What Is the Piezoelectric Effect?

The piezoelectric effect is a property of certain crystalline materials in which mechanical stress produces an electric polarization, and conversely, an applied electric field produces mechanical strain. The term derives from the Greek word for pressure, and the effect was demonstrated experimentally by Pierre and Jacques Curie in 1880 using crystals of tourmaline, quartz, and Rochelle salt. The phenomenon arises only in materials whose crystal structure lacks a center of symmetry, a condition that allows mechanical distortion to displace the centers of positive and negative charge within the unit cell, generating a net dipole moment. The piezoelectric effect sits at the intersection of condensed matter physics, materials science, and electrical engineering, and it underpins a broad class of sensing, actuation, and frequency-control technologies.

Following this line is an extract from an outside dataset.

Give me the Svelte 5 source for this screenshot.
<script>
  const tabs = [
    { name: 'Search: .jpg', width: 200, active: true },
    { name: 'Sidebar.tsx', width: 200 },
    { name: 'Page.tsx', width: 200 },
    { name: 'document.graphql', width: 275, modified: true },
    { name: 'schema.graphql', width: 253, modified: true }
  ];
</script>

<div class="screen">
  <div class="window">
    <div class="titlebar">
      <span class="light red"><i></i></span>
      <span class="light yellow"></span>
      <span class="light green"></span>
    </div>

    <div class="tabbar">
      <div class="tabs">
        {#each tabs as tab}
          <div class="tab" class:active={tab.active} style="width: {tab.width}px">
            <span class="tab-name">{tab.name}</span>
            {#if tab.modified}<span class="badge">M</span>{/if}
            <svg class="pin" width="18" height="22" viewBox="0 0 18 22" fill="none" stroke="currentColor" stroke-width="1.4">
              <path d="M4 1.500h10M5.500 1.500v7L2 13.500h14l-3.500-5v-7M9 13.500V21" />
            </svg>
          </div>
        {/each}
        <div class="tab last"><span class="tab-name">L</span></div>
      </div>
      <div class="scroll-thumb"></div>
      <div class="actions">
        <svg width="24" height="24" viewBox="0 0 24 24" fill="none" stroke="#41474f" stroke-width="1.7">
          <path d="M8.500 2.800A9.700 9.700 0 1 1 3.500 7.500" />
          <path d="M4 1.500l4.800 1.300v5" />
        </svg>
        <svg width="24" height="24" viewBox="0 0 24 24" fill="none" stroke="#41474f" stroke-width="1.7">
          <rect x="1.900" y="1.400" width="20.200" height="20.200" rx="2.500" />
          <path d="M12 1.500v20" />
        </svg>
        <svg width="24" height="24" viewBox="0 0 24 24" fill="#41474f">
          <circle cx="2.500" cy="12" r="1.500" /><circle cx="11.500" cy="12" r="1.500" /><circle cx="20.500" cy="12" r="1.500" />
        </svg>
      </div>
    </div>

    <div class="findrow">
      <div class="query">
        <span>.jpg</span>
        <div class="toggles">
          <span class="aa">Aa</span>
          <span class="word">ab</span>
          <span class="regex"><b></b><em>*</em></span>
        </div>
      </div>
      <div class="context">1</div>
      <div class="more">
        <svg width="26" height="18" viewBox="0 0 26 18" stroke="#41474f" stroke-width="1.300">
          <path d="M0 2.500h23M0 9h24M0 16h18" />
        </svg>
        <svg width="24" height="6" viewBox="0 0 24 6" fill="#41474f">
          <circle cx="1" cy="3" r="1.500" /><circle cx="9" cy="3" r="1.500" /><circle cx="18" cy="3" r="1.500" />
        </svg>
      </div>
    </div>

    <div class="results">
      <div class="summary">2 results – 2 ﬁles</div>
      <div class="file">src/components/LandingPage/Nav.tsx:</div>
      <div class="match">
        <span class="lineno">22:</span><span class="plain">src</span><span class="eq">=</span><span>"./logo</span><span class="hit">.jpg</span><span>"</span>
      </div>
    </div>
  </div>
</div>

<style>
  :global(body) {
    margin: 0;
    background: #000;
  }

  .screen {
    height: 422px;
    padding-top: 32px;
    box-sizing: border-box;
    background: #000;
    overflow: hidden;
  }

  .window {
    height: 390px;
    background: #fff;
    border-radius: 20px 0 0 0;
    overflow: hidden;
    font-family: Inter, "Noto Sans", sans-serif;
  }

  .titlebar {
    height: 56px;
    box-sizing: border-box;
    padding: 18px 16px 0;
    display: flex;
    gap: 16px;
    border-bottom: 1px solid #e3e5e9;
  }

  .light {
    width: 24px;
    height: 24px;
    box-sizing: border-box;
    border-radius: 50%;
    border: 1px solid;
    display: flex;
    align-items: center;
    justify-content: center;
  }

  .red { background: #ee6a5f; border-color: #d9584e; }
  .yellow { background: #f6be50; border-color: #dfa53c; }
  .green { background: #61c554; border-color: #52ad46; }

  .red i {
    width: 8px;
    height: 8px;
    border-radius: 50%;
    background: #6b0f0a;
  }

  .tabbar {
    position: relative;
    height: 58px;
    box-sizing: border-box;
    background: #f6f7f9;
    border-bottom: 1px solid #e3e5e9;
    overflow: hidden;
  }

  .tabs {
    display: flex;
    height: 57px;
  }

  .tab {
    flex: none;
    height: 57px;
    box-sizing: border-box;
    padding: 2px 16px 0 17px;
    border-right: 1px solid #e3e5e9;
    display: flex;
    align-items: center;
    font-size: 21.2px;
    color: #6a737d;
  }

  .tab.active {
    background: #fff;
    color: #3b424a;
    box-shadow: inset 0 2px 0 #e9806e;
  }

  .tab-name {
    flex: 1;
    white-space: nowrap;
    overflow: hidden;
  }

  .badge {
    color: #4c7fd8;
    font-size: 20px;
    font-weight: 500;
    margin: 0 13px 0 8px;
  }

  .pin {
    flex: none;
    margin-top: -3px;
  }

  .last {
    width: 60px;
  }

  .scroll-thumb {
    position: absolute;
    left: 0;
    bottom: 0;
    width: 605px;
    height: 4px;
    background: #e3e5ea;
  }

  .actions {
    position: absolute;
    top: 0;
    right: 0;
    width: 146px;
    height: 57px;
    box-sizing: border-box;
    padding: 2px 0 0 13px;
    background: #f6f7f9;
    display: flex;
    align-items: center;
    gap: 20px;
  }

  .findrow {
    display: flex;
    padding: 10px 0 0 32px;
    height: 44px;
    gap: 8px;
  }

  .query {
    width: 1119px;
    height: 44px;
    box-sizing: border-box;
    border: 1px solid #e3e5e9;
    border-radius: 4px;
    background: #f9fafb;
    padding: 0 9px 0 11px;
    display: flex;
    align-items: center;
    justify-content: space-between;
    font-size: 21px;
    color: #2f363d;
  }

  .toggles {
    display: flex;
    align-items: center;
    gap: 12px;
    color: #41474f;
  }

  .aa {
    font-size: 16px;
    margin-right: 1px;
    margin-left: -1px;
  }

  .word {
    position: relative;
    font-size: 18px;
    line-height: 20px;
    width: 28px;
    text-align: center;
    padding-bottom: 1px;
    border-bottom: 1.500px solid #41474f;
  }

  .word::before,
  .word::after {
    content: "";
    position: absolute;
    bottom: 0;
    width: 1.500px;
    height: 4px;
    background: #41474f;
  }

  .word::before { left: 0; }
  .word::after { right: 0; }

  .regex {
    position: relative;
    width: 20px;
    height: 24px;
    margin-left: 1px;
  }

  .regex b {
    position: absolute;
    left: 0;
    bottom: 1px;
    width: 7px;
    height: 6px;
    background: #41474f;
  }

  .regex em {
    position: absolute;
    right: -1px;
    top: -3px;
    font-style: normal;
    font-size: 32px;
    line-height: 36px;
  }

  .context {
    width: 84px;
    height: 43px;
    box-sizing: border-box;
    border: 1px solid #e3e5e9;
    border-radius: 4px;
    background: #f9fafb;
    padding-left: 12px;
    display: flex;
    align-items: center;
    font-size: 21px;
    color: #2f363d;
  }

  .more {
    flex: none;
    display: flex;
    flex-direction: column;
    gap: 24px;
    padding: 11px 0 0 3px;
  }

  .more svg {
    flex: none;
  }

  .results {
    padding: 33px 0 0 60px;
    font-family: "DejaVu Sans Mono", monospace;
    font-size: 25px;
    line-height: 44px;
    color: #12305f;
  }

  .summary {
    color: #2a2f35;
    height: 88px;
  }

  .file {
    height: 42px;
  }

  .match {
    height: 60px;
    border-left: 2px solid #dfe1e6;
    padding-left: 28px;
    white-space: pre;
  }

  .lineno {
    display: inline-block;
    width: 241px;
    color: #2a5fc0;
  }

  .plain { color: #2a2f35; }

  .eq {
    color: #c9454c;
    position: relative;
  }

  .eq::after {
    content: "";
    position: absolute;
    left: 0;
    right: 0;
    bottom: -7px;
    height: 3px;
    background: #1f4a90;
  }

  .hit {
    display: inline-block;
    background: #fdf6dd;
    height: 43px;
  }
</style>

The effect operates in two directions. The direct effect, in which stress generates polarization, makes a piezoelectric element function as a source of charge proportional to applied force. The converse effect, in which an applied voltage produces strain, makes the same material function as a controlled mechanical actuator. Both directions are linear over a useful operating range, and both are reversible, distinguishing piezoelectricity from related phenomena such as pyroelectricity, which produces polarization from temperature change, and piezoresistivity, which changes electrical resistance under strain.

Direct and Converse Effects

In the direct piezoelectric effect, an applied mechanical stress T (in pascals) produces a polarization P (in coulombs per square meter) related by P = dT, where d is the piezoelectric strain coefficient tensor measured in coulombs per newton (C/N) or, equivalently, meters per volt (m/V). The d33 coefficient, which relates stress and polarization along the same axis, is the most commonly cited figure of merit for a piezoelectric material. In the converse effect, an applied electric field E produces a strain S = dE, where d is the same tensor. A review of piezoelectric sensors and actuators in PMC provides a detailed treatment of the constitutive equations and their implications for transducer design.

Crystal Structure and Polarization

Piezoelectricity requires a non-centrosymmetric crystal structure. Of the 32 crystal point groups, 21 lack a center of inversion, and 20 of those exhibit piezoelectricity. Within the piezoelectric class, 10 point groups have a unique polar axis and are also pyroelectric; the ferroelectric subgroup of pyroelectrics can be poled by an applied field, which is essential for manufacturing polycrystalline piezoelectric ceramics. PZT (lead zirconate titanate) is poled by heating it above its Curie temperature and then cooling it under a strong electric field, aligning the domains that produce the macroscopic piezoelectric response. Above the Curie temperature the material loses its polar structure and piezoelectric response, defining the upper operating limit for PZT-based devices. IEEE Xplore publications on piezoelectric characterization cover measurement standards for key material parameters including the Curie temperature and electromechanical coupling coefficient.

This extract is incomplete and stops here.